START

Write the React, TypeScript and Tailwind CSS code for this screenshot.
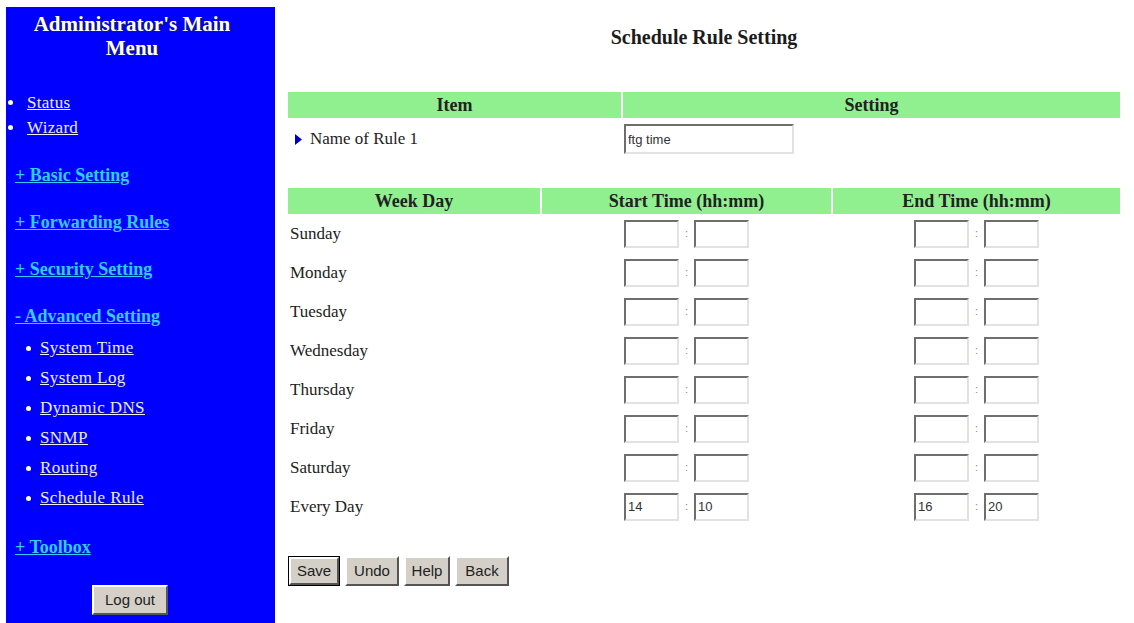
import React from "react";

const serif = { fontFamily: '"Liberation Serif", "Times New Roman", serif' };

const mainLinks = ["Status", "Wizard"];
const advancedLinks = ["System Time", "System Log", "Dynamic DNS", "SNMP", "Routing", "Schedule Rule"];
const days = ["Sunday", "Monday", "Tuesday", "Wednesday", "Thursday", "Friday", "Saturday", "Every Day"];

const everyDay = { start: ["14", "10"], end: ["16", "20"] };

function TimeInput({ value }: { value?: string }) {
  return (
    <input
      defaultValue={value ?? ""}
      className="h-[28px] w-[55px] border-2 border-t-[#6e6e6e] border-l-[#6e6e6e] border-r-[#e2e2e2] border-b-[#e2e2e2] bg-white px-[2px] text-[13px] text-[#333] outline-none font-['Liberation_Sans',Arial,sans-serif]"
    />
  );
}

function TimePair({ values }: { values?: string[] }) {
  return (
    <div className="flex items-center justify-center">
      <TimeInput value={values?.[0]} />
      <span className="w-[15px] text-center text-[11px] text-[#888] font-['Liberation_Sans',Arial,sans-serif]">:</span>
      <TimeInput value={values?.[1]} />
    </div>
  );
}

function WinButton({ label, primary, className = "" }: { label: string; primary?: boolean; className?: string }) {
  return (
    <button className={`h-[30px] ${primary ? "border border-black" : ""} ${className}`}>
      <span className="flex h-full w-full items-center justify-center border-2 border-t-white border-l-white border-r-[#555] border-b-[#555] bg-[#d4d0c8] text-[15px] text-[#222] font-['Liberation_Sans',Arial,sans-serif]">
        {label}
      </span>
    </button>
  );
}

function Sidebar() {
  return (
    <aside className="mt-[7px] ml-[6px] w-[269px] shrink-0 bg-[#0000ff]" style={serif}>
      <div className="w-[252px]">
        <h1 className="pt-[5px] text-center text-[21px] leading-[24px] font-bold text-white [text-shadow:1px_1px_1px_#202040]">
          Administrator's Main
          <br />
          Menu
        </h1>
        <ul className="mt-[30px]">
          {mainLinks.map((l) => (
            <li key={l} className="flex h-[25px] items-center">
              <span className="ml-[2px] mr-[14px] h-[5px] w-[5px] rounded-full bg-white" />
              <a className="text-[17px] tracking-[0.3px] text-[#eee] underline">{l}</a>
            </li>
          ))}
        </ul>
        <div className="pl-[9px] text-[18px] leading-[24px] font-bold text-[#33ccff]">
          <a className="mt-[23px] block underline">+ Basic Setting</a>
          <a className="mt-[23px] block underline">+ Forwarding Rules</a>
          <a className="mt-[23px] block underline">+ Security Setting</a>
          <a className="mt-[23px] block underline">- Advanced Setting</a>
        </div>
        <ul className="mt-[5px]">
          {advancedLinks.map((l) => (
            <li key={l} className="flex h-[30px] items-center">
              <span className="ml-[20px] mr-[9px] h-[5px] w-[5px] rounded-full bg-white" />
              <a className="text-[17px] tracking-[0.4px] text-[#eee] underline">{l}</a>
            </li>
          ))}
        </ul>
        <a className="mt-[22px] block pl-[9px] text-[18px] leading-[24px] font-bold text-[#33ccff] underline">+ Toolbox</a>
        <div className="mt-[26px] flex justify-center pr-[4px]">
          <WinButton label="Log out" className="w-[76px]" />
        </div>
      </div>
    </aside>
  );
}

export default function App() {
  return (
    <div className="flex min-h-[623px] w-full bg-white" style={serif}>
      <Sidebar />
      <main className="flex-1 pl-[13px] pr-[14px]">
        <h2 className="mt-[25px] text-center text-[20px] leading-[24px] font-bold text-[#1c1c1c]">
          Schedule Rule Setting
        </h2>

        <div className="mt-[43px] grid grid-cols-[333px_1fr] gap-[2px]">
          <div className="flex h-[26px] items-center justify-center bg-[#90f090] text-[18px] font-bold text-[#222]">Item</div>
          <div className="flex h-[26px] items-center justify-center bg-[#90f090] text-[18px] font-bold text-[#222]">Setting</div>
          <div className="flex h-[38px] items-center pl-[7px] text-[17px] text-[#222]">
            <svg width="7" height="11" viewBox="0 0 7 11" className="mr-[8px]">
              <path d="M0 0 L7 5.5 L0 11 Z" fill="#0000c0" />
            </svg>
            Name of Rule 1
          </div>
          <div className="flex h-[38px] items-center pl-[1px]">
            <input
              defaultValue="ftg time"
              className="h-[30px] w-[170px] border-2 border-t-[#6e6e6e] border-l-[#6e6e6e] border-r-[#e2e2e2] border-b-[#e2e2e2] bg-white px-[2px] text-[13px] text-[#333] outline-none font-['Liberation_Sans',Arial,sans-serif]"
            />
          </div>
        </div>

        <div className="mt-[30px] grid grid-cols-[252px_289px_1fr] gap-x-[2px]">
          <div className="flex h-[26px] items-center justify-center bg-[#90f090] text-[18px] font-bold text-[#222]">Week Day</div>
          <div className="flex h-[26px] items-center justify-center bg-[#90f090] text-[18px] font-bold text-[#222]">Start Time (hh:mm)</div>
          <div className="flex h-[26px] items-center justify-center bg-[#90f090] text-[18px] font-bold text-[#222]">End Time (hh:mm)</div>
          {days.map((d) => {
            const isEvery = d === "Every Day";
            return (
              <React.Fragment key={d}>
                <div className="flex h-[39px] items-center pl-[2px] text-[17px] text-[#222]">{d}</div>
                <div className="flex h-[39px] items-center justify-center">
                  <TimePair values={isEvery ? everyDay.start : undefined} />
                </div>
                <div className="flex h-[39px] items-center justify-center">
                  <TimePair values={isEvery ? everyDay.end : undefined} />
                </div>
              </React.Fragment>
            );
          })}
        </div>

        <div className="mt-[30px] flex gap-[5px]">
          <WinButton label="Save" primary className="w-[52px]" />
          <WinButton label="Undo" className="w-[54px]" />
          <WinButton label="Help" className="w-[46px]" />
          <WinButton label="Back" className="w-[54px]" />
        </div>
      </main>
    </div>
  );
}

END

YOUR TASK = Copy each line from the data above that includes "React".

EXERCISE ANSWER =
Write the React, TypeScript and Tailwind CSS code for this screenshot.
import React from "react";
              <React.Fragment key={d}>
              </React.Fragment>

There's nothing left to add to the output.